DESCRIPTION OF THE TASK
Type out the data exactly as given. Skip any image.

DATA EXTRACT
........
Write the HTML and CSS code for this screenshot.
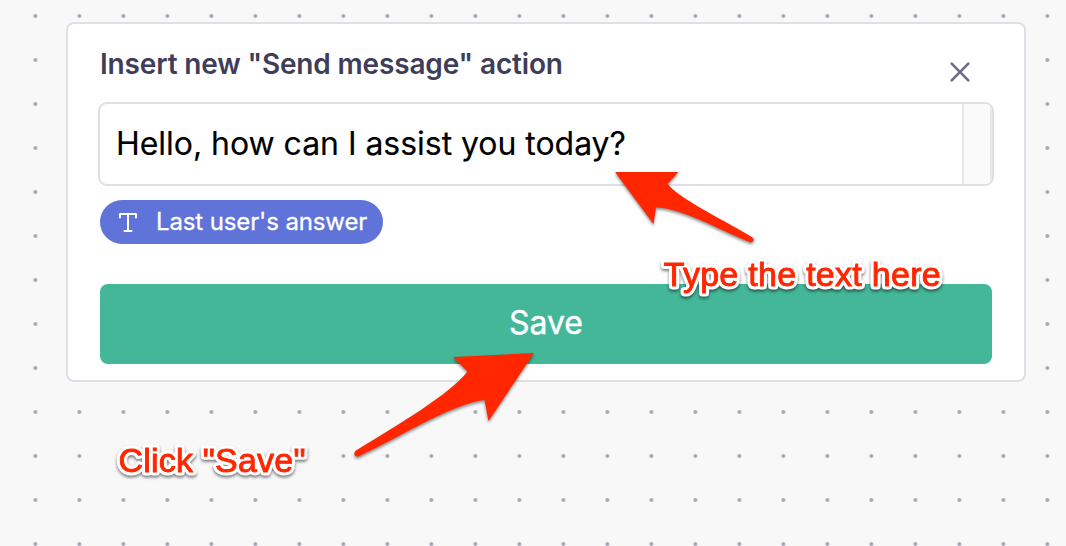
FILE: index.html
```
<!DOCTYPE html>
<html lang="en">
<head>
<meta charset="utf-8">
<title>Send message action</title>
<link rel="stylesheet" href="styles.css">
</head>
<body>
<main class="canvas">
  <section class="card">
    <header class="card-header">
      <h1 class="title">Insert new "Send message" action</h1>
      <button class="close" aria-label="Close">
        <svg width="20" height="20" viewBox="0 0 20 20"><path d="M1.700 1.700l16.600 16.600M18.300 1.700l-16.600 16.600"/></svg>
      </button>
    </header>
    <div class="field">
      <div class="field-text"><span class="message">Hello, how can I assist you today?</span></div>
      <div class="field-rail"></div>
    </div>
    <div class="chip">
      <svg class="chip-icon" width="18" height="19" viewBox="0 0 18 19"><path d="M1 4.500V1h16v3.500M9 1v17M5.500 18h7"/></svg>
      <span class="chip-label">Last user's answer</span>
    </div>
    <button class="save"><span class="save-label">Save</span></button>
  </section>
  <svg class="notes" width="1066" height="546" viewBox="0 0 1066 546">
    <g class="arrow">
      <path d="M615 172H678.500L667.500 184C680 199 715 215 752.500 237.500C755 239.500 753.500 243 749.500 242C715 228 682 208 656 207.500L653.500 224Z"/>
      <path d="M534 353L453 357L467.500 371.500C449 395 399 424 356 450.500C352.500 453.500 355 458 359.500 456C402 436 451 404 484.500 400L488.500 421Z"/>
    </g>
    <g class="note">
      <text class="note-halo" x="663.700" y="286" textLength="277">Type the text here</text>
      <text class="note-ink" x="663.700" y="286" textLength="277">Type the text here</text>
      <text class="note-halo" x="118.500" y="472" textLength="187">Click "Save"</text>
      <text class="note-ink" x="118.500" y="472" textLength="187">Click "Save"</text>
    </g>
  </svg>
</main>
</body>
</html>
```
FILE: styles.css
```
* { box-sizing: border-box; }
body { margin: 0; font-family: Inter, "Liberation Sans", sans-serif; }
button { border: 0; padding: 0; font: inherit; }
.canvas {
  position: relative;
  width: 1066px;
  height: 546px;
  padding: 22px 40px 0 66px;
  overflow: hidden;
  background: #f8f8f8 radial-gradient(circle at 22px 22px, #a8a7b5 1.5px, #a8a7b500 2.3px) 13.4px -6px / 44px 44px;
}
.card {
  height: 360px;
  padding: 22px 31px 0 30px;
  border: 2px solid #e0dfe6;
  border-radius: 8px;
  background: #fff;
  display: flex;
  flex-direction: column;
  align-items: flex-start;
}
.card-header {
  width: 100%;
  height: 56px;
  padding: 0 23px 0 2px;
  display: flex;
  justify-content: space-between;
}
.title { margin: 0; color: #403d58; font-size: 28px; font-weight: 600; letter-spacing: -.16px; line-height: 36px; white-space: nowrap; }
.close { background: none; height: 20px; margin-top: 16px; }
.close svg { display: block; fill: none; stroke: #6f6d85; stroke-width: 2.6; stroke-linecap: round; }
.field {
  width: 896px;
  height: 84px;
  border: 2px solid #e0dfe6;
  border-radius: 9px;
  display: flex;
  overflow: hidden;
}
.field-text { flex: 1; padding: 0 16px; color: #000; font-size: 32px; letter-spacing: -.04px; line-height: 80px; white-space: nowrap; -webkit-text-stroke: .15px; }
.field-rail { width: 30px; background: #fafafa; border: solid #e8e8e8; border-width: 0 2px; }
.chip {
  height: 44px;
  width: 283px;
  margin: 14px 0 0 2px;
  padding-left: 19px;
  border-radius: 22px;
  background: #5f73d9;
  color: #fff;
  display: flex;
  align-items: center;
  gap: 19px;
}
.chip-icon { fill: none; stroke: #fff; stroke-width: 2; stroke-linecap: round; stroke-linejoin: round; }
.chip-label { font-size: 24px; letter-spacing: -.12px; line-height: 44px; white-space: nowrap; -webkit-text-stroke: .3px; }
.save {
  width: 892px;
  height: 80px;
  margin: 40px 0 0 2px;
  padding-bottom: 3px;
  border-radius: 8px;
  background: #44b799;
  color: #fff;
  font-size: 32px;
  line-height: 76px;
  -webkit-text-stroke: .4px;
}
.notes { position: absolute; inset: 0; }
.arrow { fill: #ff2600; filter: drop-shadow(0 2px 1.5px rgba(0, 0, 0, .45)); }
.note { font: 34px "Liberation Sans", Arial, sans-serif; filter: drop-shadow(0 2px 1.5px rgba(0, 0, 0, .5)); }
.note-halo { fill: #fff; stroke: #fff; stroke-width: 7px; stroke-linejoin: round; }
.note-ink { fill: #ff2600; stroke: #ff2600; stroke-width: .9px; }
```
........
EXERCISE ANSWER
Write the HTML and CSS code for this screenshot.
FILE: index.html
```
<!DOCTYPE html>
<html lang="en">
<head>
<meta charset="utf-8">
<title>Send message action</title>
<link rel="stylesheet" href="styles.css">
</head>
<body>
<main class="canvas">
  <section class="card">
    <header class="card-header">
      <h1 class="title">Insert new "Send message" action</h1>
      <button class="close" aria-label="Close">
        <svg width="20" height="20" viewBox="0 0 20 20"><path d="M1.700 1.700l16.600 16.600M18.300 1.700l-16.600 16.600"/></svg>
      </button>
    </header>
    <div class="field">
      <div class="field-text"><span class="message">Hello, how can I assist you today?</span></div>
      <div class="field-rail"></div>
    </div>
    <div class="chip">
      <svg class="chip-icon" width="18" height="19" viewBox="0 0 18 19"><path d="M1 4.500V1h16v3.500M9 1v17M5.500 18h7"/></svg>
      <span class="chip-label">Last user's answer</span>
    </div>
    <button class="save"><span class="save-label">Save</span></button>
  </section>
  <svg class="notes" width="1066" height="546" viewBox="0 0 1066 546">
    <g class="arrow">
      <path d="M615 172H678.500L667.500 184C680 199 715 215 752.500 237.500C755 239.500 753.500 243 749.500 242C715 228 682 208 656 207.500L653.500 224Z"/>
      <path d="M534 353L453 357L467.500 371.500C449 395 399 424 356 450.500C352.500 453.500 355 458 359.500 456C402 436 451 404 484.500 400L488.500 421Z"/>
    </g>
    <g class="note">
      <text class="note-halo" x="663.700" y="286" textLength="277">Type the text here</text>
      <text class="note-ink" x="663.700" y="286" textLength="277">Type the text here</text>
      <text class="note-halo" x="118.500" y="472" textLength="187">Click "Save"</text>
      <text class="note-ink" x="118.500" y="472" textLength="187">Click "Save"</text>
    </g>
  </svg>
</main>
</body>
</html>
```
FILE: styles.css
```
* { box-sizing: border-box; }
body { margin: 0; font-family: Inter, "Liberation Sans", sans-serif; }
button { border: 0; padding: 0; font: inherit; }
.canvas {
  position: relative;
  width: 1066px;
  height: 546px;
  padding: 22px 40px 0 66px;
  overflow: hidden;
  background: #f8f8f8 radial-gradient(circle at 22px 22px, #a8a7b5 1.5px, #a8a7b500 2.3px) 13.4px -6px / 44px 44px;
}
.card {
  height: 360px;
  padding: 22px 31px 0 30px;
  border: 2px solid #e0dfe6;
  border-radius: 8px;
  background: #fff;
  display: flex;
  flex-direction: column;
  align-items: flex-start;
}
.card-header {
  width: 100%;
  height: 56px;
  padding: 0 23px 0 2px;
  display: flex;
  justify-content: space-between;
}
.title { margin: 0; color: #403d58; font-size: 28px; font-weight: 600; letter-spacing: -.16px; line-height: 36px; white-space: nowrap; }
.close { background: none; height: 20px; margin-top: 16px; }
.close svg { display: block; fill: none; stroke: #6f6d85; stroke-width: 2.6; stroke-linecap: round; }
.field {
  width: 896px;
  height: 84px;
  border: 2px solid #e0dfe6;
  border-radius: 9px;
  display: flex;
  overflow: hidden;
}
.field-text { flex: 1; padding: 0 16px; color: #000; font-size: 32px; letter-spacing: -.04px; line-height: 80px; white-space: nowrap; -webkit-text-stroke: .15px; }
.field-rail { width: 30px; background: #fafafa; border: solid #e8e8e8; border-width: 0 2px; }
.chip {
  height: 44px;
  width: 283px;
  margin: 14px 0 0 2px;
  padding-left: 19px;
  border-radius: 22px;
  background: #5f73d9;
  color: #fff;
  display: flex;
  align-items: center;
  gap: 19px;
}
.chip-icon { fill: none; stroke: #fff; stroke-width: 2; stroke-linecap: round; stroke-linejoin: round; }
.chip-label { font-size: 24px; letter-spacing: -.12px; line-height: 44px; white-space: nowrap; -webkit-text-stroke: .3px; }
.save {
  width: 892px;
  height: 80px;
  margin: 40px 0 0 2px;
  padding-bottom: 3px;
  border-radius: 8px;
  background: #44b799;
  color: #fff;
  font-size: 32px;
  line-height: 76px;
  -webkit-text-stroke: .4px;
}
.notes { position: absolute; inset: 0; }
.arrow { fill: #ff2600; filter: drop-shadow(0 2px 1.5px rgba(0, 0, 0, .45)); }
.note { font: 34px "Liberation Sans", Arial, sans-serif; filter: drop-shadow(0 2px 1.5px rgba(0, 0, 0, .5)); }
.note-halo { fill: #fff; stroke: #fff; stroke-width: 7px; stroke-linejoin: round; }
.note-ink { fill: #ff2600; stroke: #ff2600; stroke-width: .9px; }
```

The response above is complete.